* [The data]
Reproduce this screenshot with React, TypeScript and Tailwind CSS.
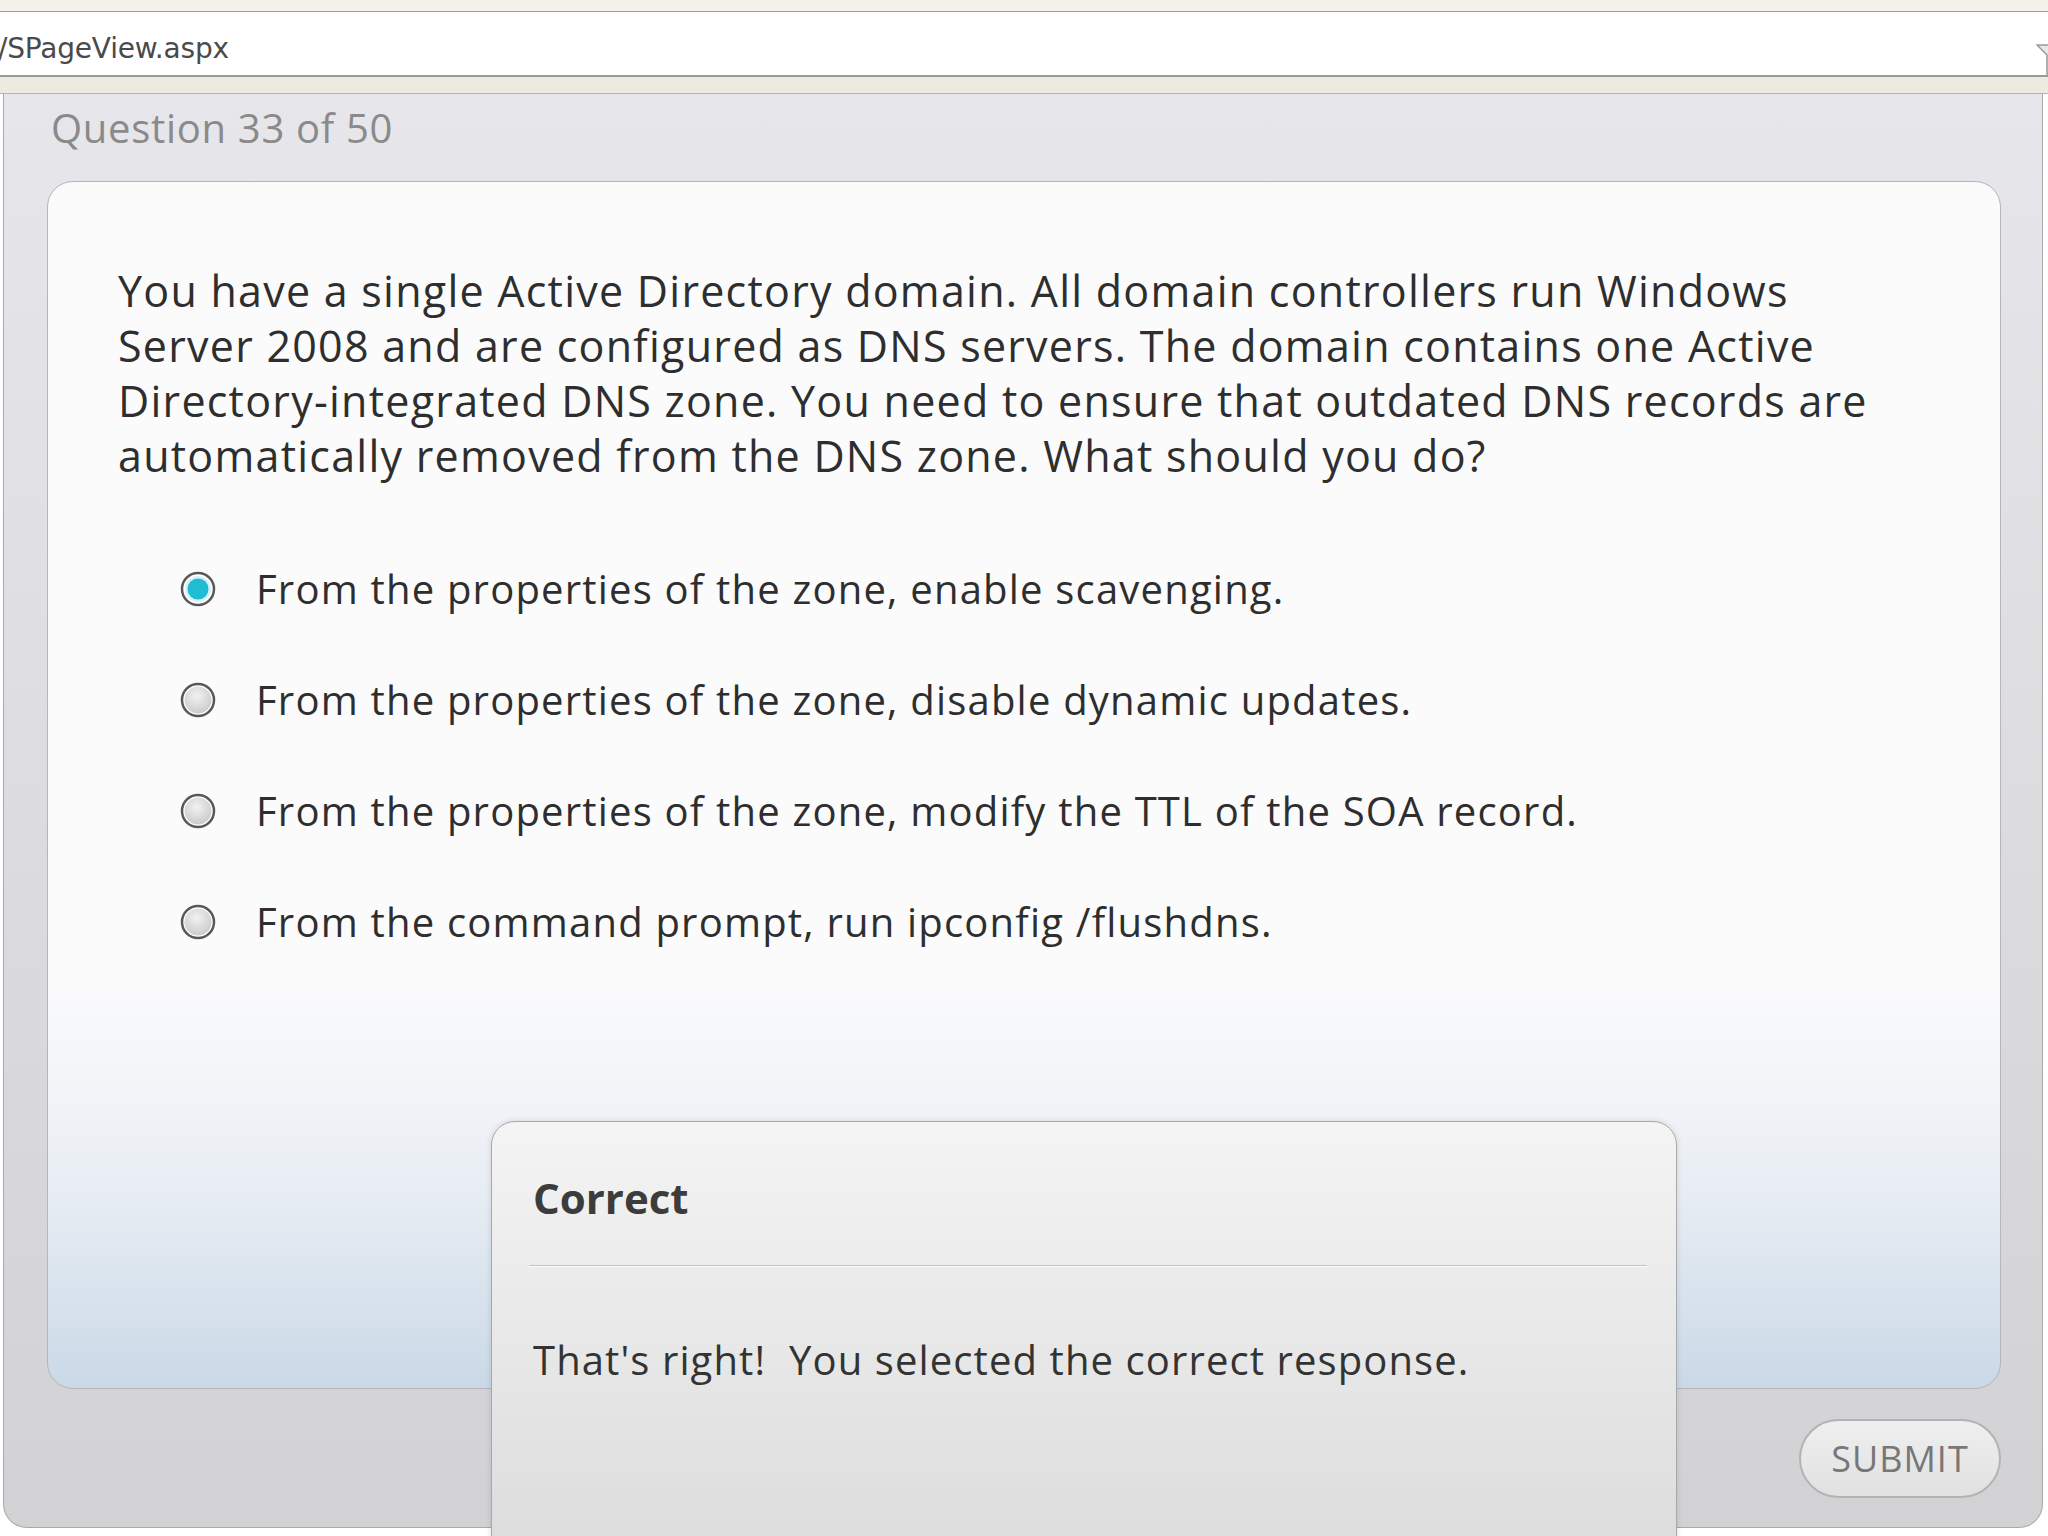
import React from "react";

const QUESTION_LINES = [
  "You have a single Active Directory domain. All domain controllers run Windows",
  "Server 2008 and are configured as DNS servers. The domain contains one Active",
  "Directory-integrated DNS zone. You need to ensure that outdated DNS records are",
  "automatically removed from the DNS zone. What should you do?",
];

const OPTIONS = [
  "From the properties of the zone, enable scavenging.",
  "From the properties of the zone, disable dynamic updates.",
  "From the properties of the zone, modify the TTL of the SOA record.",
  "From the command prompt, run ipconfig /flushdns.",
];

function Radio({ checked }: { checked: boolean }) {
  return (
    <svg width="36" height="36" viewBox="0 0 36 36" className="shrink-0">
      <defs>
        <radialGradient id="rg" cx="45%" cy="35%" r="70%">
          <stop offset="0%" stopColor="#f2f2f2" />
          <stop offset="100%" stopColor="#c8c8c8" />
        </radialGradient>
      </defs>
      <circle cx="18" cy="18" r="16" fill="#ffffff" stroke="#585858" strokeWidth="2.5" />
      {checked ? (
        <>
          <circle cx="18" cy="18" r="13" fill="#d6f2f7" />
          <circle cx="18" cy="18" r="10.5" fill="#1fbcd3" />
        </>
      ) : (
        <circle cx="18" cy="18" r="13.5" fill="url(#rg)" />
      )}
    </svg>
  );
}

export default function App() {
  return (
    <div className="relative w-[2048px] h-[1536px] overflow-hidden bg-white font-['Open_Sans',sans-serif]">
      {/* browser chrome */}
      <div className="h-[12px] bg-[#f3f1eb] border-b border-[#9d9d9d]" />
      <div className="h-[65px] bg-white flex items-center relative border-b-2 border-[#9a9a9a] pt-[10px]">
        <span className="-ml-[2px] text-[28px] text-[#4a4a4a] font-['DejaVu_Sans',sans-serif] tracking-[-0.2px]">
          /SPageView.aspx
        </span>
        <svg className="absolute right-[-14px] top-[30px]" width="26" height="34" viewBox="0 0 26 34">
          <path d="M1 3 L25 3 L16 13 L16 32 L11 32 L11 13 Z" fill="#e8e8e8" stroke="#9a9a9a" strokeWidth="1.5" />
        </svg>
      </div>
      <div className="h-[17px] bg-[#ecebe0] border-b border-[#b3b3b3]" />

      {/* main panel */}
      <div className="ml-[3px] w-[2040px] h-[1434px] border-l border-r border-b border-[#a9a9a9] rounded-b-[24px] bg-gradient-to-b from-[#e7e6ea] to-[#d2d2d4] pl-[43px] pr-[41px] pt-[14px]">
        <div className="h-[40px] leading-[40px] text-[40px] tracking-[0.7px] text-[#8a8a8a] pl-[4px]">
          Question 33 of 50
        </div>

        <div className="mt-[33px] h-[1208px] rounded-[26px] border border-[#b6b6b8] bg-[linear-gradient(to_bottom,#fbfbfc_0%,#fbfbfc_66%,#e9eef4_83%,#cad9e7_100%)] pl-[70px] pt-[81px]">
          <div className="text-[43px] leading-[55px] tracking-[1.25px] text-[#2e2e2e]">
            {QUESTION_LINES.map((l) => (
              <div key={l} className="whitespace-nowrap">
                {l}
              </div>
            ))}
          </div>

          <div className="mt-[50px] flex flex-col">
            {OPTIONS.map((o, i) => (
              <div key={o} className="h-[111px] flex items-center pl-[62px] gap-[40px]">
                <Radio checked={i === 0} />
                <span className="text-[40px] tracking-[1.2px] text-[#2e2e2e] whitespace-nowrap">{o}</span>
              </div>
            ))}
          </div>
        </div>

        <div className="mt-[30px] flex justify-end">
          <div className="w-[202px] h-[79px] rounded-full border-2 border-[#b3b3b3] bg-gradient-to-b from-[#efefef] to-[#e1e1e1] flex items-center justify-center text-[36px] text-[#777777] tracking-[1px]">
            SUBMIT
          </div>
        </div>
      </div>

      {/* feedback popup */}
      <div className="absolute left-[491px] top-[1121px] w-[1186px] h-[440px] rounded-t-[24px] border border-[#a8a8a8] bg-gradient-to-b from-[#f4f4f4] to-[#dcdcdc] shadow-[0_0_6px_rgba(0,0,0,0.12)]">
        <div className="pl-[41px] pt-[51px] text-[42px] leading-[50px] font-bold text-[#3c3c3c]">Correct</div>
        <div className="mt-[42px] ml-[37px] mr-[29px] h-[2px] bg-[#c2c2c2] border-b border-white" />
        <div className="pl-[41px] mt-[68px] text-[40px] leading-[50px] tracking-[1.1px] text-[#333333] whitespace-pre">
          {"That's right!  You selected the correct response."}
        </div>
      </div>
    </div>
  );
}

* * *

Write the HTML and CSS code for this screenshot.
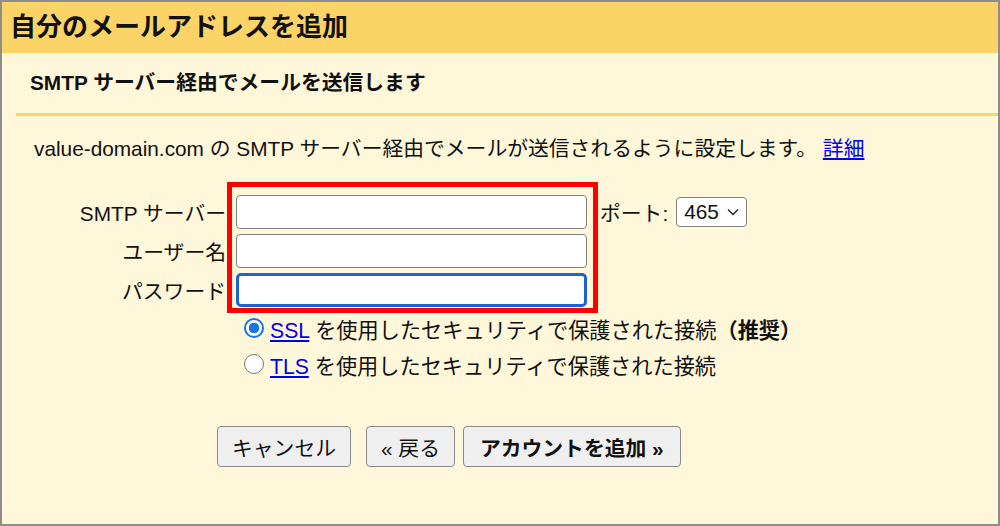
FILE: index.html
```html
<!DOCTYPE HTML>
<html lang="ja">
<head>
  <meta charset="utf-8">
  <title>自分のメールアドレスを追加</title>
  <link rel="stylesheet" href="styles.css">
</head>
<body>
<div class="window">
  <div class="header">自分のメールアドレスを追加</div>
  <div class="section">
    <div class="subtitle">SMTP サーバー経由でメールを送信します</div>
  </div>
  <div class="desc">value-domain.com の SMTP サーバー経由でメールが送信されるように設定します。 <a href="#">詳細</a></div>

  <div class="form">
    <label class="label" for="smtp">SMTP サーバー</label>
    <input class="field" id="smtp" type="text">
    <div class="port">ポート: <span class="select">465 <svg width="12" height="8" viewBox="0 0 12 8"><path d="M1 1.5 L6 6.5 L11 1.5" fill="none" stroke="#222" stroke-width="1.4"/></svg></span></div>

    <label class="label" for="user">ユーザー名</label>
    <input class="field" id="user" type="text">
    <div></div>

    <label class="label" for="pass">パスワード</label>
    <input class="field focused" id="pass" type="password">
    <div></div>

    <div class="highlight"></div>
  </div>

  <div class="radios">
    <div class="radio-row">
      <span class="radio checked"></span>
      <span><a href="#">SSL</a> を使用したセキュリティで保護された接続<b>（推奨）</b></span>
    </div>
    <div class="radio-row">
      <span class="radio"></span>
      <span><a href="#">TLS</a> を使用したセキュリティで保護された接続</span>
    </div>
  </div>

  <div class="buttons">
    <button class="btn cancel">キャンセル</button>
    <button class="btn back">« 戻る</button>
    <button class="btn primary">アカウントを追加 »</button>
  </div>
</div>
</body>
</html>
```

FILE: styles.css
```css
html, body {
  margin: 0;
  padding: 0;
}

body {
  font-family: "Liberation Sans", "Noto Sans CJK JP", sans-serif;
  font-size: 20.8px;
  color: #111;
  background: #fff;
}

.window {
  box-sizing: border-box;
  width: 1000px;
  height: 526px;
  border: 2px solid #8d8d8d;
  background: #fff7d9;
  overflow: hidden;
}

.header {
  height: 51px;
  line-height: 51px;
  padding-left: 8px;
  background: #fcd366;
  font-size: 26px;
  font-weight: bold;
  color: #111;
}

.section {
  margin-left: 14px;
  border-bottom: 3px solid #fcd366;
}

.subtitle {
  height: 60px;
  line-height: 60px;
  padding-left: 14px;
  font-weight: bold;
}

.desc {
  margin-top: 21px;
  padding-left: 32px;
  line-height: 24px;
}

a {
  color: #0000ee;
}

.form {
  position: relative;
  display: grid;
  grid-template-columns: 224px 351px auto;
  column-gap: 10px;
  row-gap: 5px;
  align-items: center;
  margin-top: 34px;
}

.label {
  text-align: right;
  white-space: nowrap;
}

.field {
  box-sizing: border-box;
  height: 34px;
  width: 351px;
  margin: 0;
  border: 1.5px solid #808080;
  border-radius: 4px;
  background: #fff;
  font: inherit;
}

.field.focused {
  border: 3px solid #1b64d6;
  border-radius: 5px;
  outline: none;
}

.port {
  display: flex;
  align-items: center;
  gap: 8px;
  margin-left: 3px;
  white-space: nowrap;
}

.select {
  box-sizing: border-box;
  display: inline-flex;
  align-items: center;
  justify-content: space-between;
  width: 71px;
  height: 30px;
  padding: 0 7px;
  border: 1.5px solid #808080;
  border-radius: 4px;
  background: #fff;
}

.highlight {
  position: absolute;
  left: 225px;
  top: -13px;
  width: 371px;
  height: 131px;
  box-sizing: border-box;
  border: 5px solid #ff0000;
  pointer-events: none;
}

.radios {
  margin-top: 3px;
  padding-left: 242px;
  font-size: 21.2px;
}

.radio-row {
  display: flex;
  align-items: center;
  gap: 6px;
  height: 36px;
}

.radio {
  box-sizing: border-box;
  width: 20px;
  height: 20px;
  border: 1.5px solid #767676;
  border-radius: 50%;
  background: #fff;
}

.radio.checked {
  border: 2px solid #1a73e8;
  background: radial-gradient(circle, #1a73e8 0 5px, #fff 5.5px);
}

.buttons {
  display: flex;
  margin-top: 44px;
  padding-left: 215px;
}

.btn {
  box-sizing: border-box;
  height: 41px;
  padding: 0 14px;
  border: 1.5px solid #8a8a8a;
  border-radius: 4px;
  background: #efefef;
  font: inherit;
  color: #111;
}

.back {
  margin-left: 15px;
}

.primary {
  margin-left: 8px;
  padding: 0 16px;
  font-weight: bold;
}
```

* [What you should do] Repeat exactly the stretch of lines that opens with the line containing "Reproduce this screenshot" and closes with the line containing "import React from". Leave the pictures out, and add nothing.

* [Reply]
Reproduce this screenshot with React, TypeScript and Tailwind CSS.
import React from "react";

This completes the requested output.